• [Request] Leave out the pictures and transcribe everything else exactly.

+++ Data rows

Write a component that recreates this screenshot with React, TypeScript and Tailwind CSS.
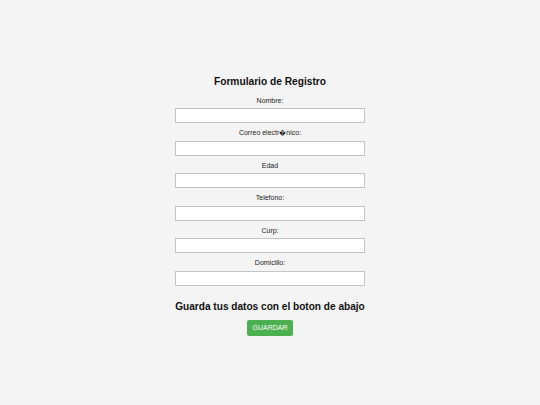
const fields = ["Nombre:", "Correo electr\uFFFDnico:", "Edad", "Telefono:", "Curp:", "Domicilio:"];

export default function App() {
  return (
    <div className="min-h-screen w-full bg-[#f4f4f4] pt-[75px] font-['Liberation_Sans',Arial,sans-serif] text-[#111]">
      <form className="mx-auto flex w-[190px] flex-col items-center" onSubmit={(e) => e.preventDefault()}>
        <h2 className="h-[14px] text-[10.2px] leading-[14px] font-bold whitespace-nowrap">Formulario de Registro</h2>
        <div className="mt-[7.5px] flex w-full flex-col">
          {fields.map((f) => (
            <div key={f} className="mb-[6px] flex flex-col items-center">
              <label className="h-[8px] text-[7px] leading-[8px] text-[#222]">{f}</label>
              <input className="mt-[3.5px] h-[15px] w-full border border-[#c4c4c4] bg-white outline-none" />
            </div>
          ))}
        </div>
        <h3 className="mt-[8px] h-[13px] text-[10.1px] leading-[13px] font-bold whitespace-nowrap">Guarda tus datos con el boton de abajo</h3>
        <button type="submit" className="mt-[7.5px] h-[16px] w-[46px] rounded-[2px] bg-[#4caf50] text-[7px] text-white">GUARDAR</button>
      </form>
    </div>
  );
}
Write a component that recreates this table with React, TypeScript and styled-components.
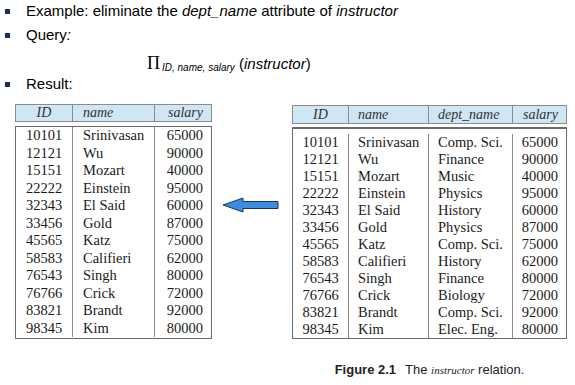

++++++

• [Answer to the task]
Write a component that recreates this screenshot with React, TypeScript and Tailwind CSS.
const fields = ["Nombre:", "Correo electr\uFFFDnico:", "Edad", "Telefono:", "Curp:", "Domicilio:"];

export default function App() {
  return (
    <div className="min-h-screen w-full bg-[#f4f4f4] pt-[75px] font-['Liberation_Sans',Arial,sans-serif] text-[#111]">
      <form className="mx-auto flex w-[190px] flex-col items-center" onSubmit={(e) => e.preventDefault()}>
        <h2 className="h-[14px] text-[10.2px] leading-[14px] font-bold whitespace-nowrap">Formulario de Registro</h2>
        <div className="mt-[7.5px] flex w-full flex-col">
          {fields.map((f) => (
            <div key={f} className="mb-[6px] flex flex-col items-center">
              <label className="h-[8px] text-[7px] leading-[8px] text-[#222]">{f}</label>
              <input className="mt-[3.5px] h-[15px] w-full border border-[#c4c4c4] bg-white outline-none" />
            </div>
          ))}
        </div>
        <h3 className="mt-[8px] h-[13px] text-[10.1px] leading-[13px] font-bold whitespace-nowrap">Guarda tus datos con el boton de abajo</h3>
        <button type="submit" className="mt-[7.5px] h-[16px] w-[46px] rounded-[2px] bg-[#4caf50] text-[7px] text-white">GUARDAR</button>
      </form>
    </div>
  );
}
Write a component that recreates this table with React, TypeScript and styled-components.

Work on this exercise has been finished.